## [GIVEN MATERIAL]
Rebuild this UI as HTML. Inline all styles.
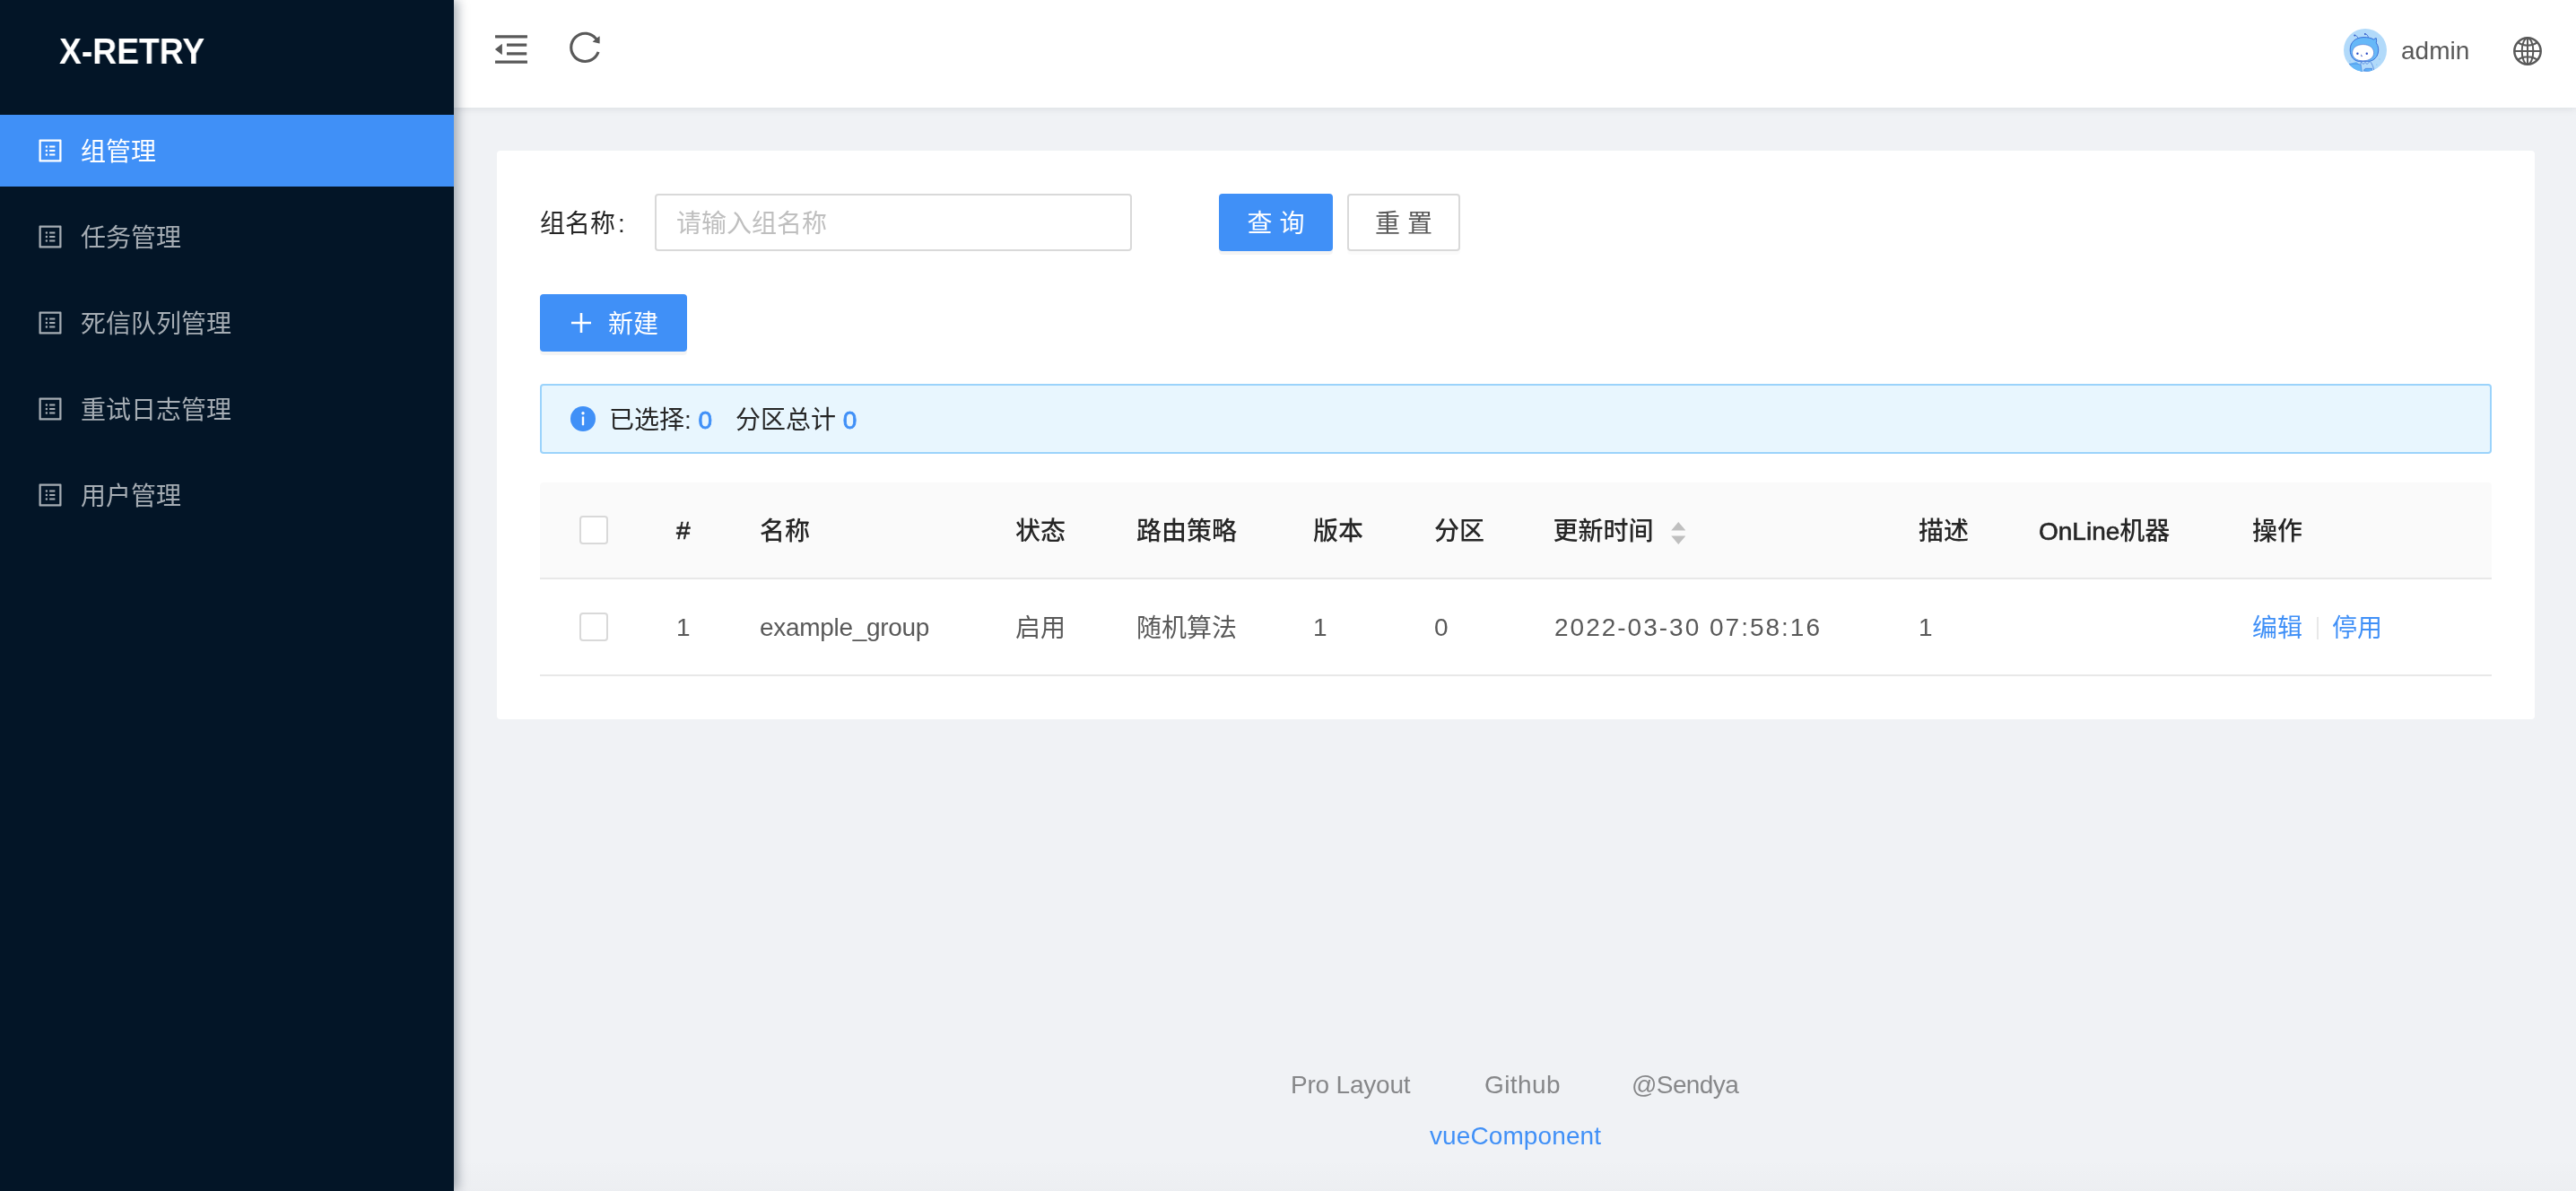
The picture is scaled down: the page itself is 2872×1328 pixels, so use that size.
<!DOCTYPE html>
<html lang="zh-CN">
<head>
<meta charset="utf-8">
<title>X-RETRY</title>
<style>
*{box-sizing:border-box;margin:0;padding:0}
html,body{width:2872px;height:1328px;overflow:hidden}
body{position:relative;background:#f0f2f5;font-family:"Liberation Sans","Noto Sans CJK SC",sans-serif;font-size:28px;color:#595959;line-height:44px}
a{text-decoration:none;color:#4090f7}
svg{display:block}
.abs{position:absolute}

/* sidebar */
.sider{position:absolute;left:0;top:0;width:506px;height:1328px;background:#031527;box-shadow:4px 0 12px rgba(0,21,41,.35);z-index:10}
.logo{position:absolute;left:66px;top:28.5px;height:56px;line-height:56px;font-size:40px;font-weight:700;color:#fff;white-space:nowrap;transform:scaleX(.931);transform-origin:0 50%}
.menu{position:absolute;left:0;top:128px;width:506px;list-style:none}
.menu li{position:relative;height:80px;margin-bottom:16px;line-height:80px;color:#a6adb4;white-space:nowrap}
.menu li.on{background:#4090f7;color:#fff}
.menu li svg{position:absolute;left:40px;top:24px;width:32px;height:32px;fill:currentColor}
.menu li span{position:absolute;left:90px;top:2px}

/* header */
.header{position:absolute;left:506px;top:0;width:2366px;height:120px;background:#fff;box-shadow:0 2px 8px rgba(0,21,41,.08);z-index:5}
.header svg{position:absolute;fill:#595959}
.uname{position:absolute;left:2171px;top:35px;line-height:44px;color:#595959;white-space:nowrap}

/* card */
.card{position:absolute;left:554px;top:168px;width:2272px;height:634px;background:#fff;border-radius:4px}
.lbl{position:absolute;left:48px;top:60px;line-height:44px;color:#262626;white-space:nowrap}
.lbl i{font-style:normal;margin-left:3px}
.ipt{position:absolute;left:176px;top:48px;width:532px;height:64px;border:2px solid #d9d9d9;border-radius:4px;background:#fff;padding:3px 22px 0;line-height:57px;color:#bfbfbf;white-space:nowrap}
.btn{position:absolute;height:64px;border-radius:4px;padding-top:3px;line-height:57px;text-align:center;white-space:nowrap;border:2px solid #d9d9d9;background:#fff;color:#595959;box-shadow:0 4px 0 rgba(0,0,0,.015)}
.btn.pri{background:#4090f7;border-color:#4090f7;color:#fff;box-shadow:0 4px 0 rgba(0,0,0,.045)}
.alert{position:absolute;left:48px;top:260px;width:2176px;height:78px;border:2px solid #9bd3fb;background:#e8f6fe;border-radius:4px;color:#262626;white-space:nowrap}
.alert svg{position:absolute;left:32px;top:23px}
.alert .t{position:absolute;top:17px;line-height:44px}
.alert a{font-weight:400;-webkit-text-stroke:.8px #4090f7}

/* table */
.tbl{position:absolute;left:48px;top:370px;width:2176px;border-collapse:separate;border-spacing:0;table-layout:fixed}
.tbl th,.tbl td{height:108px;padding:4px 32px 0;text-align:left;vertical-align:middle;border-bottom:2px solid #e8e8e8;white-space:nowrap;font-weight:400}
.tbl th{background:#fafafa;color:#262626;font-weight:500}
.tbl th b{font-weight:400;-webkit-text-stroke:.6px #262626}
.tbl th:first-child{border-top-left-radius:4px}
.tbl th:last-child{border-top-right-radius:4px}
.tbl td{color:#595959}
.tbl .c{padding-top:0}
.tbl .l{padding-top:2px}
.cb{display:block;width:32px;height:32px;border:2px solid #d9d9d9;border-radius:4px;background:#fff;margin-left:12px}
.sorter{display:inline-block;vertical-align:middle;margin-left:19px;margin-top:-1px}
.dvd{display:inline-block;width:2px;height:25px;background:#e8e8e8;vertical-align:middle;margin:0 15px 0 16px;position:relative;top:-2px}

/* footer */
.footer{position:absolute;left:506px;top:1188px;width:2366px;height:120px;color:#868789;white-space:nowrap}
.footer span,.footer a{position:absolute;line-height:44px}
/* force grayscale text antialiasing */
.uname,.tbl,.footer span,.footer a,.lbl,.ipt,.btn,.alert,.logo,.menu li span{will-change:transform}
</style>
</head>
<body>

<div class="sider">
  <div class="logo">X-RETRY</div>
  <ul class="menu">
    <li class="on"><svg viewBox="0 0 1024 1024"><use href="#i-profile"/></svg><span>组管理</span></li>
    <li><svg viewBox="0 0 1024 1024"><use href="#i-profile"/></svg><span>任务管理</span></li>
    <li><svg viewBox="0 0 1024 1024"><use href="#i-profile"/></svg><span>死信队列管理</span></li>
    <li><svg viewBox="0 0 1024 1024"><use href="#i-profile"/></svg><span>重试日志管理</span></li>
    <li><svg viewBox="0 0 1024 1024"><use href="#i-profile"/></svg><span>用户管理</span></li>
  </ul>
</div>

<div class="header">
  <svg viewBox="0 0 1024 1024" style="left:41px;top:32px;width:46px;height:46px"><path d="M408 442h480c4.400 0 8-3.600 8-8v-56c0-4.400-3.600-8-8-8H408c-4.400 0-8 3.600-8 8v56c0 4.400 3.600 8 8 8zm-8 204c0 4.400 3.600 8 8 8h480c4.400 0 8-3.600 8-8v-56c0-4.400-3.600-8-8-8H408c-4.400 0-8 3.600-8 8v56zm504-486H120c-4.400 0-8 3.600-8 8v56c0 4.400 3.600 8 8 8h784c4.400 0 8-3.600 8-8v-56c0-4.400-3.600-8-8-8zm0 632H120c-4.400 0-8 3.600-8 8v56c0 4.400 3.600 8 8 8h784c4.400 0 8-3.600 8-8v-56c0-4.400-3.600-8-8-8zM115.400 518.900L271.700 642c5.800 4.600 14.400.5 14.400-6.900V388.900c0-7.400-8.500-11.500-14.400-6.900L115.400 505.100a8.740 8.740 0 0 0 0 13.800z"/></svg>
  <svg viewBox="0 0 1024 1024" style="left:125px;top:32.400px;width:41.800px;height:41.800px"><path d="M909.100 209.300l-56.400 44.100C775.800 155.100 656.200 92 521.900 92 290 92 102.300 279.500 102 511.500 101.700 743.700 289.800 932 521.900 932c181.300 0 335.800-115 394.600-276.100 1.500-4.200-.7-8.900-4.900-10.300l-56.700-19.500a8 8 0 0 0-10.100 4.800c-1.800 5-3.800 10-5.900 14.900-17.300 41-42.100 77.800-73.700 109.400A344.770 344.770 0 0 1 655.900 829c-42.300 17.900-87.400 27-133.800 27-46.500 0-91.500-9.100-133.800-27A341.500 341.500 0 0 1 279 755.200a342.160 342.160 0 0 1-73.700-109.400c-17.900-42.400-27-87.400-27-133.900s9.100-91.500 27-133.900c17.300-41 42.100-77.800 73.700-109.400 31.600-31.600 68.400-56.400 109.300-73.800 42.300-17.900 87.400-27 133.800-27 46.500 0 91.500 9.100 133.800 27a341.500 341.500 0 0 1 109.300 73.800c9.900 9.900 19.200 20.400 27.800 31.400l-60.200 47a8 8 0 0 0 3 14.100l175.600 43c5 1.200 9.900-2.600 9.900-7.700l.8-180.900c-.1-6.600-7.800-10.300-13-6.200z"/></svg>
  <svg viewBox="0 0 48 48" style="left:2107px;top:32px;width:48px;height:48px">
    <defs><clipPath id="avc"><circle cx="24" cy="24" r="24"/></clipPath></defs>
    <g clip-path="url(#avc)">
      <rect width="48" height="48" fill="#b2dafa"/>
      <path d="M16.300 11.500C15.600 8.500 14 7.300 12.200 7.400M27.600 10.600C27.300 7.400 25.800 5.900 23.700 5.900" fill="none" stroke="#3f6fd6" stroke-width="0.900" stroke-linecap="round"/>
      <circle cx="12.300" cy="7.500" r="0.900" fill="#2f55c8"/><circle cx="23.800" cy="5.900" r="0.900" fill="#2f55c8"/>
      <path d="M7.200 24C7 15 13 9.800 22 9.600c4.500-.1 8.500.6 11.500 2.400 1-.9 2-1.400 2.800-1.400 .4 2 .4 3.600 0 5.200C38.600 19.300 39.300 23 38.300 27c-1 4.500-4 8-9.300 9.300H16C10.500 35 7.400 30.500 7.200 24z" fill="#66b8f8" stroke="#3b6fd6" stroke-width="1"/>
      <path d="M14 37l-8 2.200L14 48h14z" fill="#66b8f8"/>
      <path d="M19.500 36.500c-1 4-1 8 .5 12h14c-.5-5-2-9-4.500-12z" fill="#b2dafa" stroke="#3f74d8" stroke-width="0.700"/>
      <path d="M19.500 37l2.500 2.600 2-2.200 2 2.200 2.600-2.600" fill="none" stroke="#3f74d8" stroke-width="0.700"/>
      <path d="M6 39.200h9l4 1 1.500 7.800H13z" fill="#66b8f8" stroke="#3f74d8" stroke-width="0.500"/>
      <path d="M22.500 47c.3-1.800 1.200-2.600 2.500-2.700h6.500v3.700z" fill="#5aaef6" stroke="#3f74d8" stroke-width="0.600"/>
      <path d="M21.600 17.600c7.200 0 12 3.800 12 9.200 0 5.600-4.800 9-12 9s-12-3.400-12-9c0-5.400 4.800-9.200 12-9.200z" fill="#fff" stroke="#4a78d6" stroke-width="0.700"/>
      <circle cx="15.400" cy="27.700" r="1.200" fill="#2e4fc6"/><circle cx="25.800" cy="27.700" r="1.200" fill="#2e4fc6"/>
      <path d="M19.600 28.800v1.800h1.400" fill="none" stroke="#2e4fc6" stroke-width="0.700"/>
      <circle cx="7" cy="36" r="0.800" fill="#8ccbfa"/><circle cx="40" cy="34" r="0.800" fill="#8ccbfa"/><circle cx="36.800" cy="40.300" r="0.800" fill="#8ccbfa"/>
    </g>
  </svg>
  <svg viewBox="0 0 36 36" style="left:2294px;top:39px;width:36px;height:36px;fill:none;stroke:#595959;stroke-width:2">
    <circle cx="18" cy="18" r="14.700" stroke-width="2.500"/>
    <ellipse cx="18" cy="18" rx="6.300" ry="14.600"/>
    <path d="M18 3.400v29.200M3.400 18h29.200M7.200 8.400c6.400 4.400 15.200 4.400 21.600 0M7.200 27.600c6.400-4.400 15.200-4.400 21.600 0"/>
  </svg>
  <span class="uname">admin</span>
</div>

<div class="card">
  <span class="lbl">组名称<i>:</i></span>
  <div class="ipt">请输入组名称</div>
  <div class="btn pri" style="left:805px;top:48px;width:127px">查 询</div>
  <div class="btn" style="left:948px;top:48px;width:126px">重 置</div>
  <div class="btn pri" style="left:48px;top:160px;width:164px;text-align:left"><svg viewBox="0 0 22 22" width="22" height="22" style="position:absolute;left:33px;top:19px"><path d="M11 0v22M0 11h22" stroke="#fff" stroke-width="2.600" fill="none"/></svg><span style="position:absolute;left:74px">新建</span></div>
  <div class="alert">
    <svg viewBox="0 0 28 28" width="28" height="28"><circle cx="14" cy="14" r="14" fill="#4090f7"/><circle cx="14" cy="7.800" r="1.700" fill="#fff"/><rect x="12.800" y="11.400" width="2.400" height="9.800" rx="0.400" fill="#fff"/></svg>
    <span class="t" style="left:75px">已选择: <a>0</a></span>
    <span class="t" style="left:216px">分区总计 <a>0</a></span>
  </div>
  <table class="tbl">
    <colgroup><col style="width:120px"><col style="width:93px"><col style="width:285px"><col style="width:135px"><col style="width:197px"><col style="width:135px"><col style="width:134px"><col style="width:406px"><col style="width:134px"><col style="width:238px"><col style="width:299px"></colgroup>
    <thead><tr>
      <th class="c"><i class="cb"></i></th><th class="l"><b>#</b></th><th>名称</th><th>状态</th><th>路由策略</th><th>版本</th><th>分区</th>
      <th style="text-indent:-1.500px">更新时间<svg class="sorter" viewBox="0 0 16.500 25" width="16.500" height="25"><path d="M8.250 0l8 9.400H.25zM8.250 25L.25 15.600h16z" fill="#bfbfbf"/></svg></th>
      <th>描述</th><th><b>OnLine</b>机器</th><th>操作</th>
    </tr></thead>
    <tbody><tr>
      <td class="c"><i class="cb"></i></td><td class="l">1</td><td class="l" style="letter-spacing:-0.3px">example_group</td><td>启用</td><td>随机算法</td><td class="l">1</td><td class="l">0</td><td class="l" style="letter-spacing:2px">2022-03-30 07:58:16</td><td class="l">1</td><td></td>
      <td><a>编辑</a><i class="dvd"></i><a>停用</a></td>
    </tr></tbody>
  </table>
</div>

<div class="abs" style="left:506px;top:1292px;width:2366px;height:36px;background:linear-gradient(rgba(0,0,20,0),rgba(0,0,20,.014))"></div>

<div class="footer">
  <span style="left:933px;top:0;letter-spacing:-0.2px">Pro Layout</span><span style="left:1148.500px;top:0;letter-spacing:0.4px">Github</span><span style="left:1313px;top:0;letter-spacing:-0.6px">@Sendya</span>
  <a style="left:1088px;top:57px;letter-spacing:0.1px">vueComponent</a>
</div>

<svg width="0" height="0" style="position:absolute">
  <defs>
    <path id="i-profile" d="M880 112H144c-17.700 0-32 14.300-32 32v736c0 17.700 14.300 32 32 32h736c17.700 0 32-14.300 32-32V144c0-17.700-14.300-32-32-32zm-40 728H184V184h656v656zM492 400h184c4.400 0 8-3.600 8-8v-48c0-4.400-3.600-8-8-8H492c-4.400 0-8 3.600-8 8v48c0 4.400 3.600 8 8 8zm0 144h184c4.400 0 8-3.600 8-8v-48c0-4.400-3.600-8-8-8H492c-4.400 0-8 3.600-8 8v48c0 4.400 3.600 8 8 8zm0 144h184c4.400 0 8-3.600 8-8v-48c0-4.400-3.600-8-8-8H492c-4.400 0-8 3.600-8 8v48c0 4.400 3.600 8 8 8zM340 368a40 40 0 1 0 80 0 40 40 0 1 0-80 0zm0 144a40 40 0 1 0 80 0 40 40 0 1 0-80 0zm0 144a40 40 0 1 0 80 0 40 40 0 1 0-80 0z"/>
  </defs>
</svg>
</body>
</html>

## [PROBLEM DESCRIPTION]
Collect the lines of the data that carry the word "size".

## [WORKED ANSWER]
The picture is scaled down: the page itself is 2872×1328 pixels, so use that size.
body{position:relative;background:#f0f2f5;font-family:"Liberation Sans","Noto Sans CJK SC",sans-serif;font-size:28px;color:#595959;line-height:44px}
.logo{position:absolute;left:66px;top:28.5px;height:56px;line-height:56px;font-size:40px;font-weight:700;color:#fff;white-space:nowrap;transform:scaleX(.931);transform-origin:0 50%}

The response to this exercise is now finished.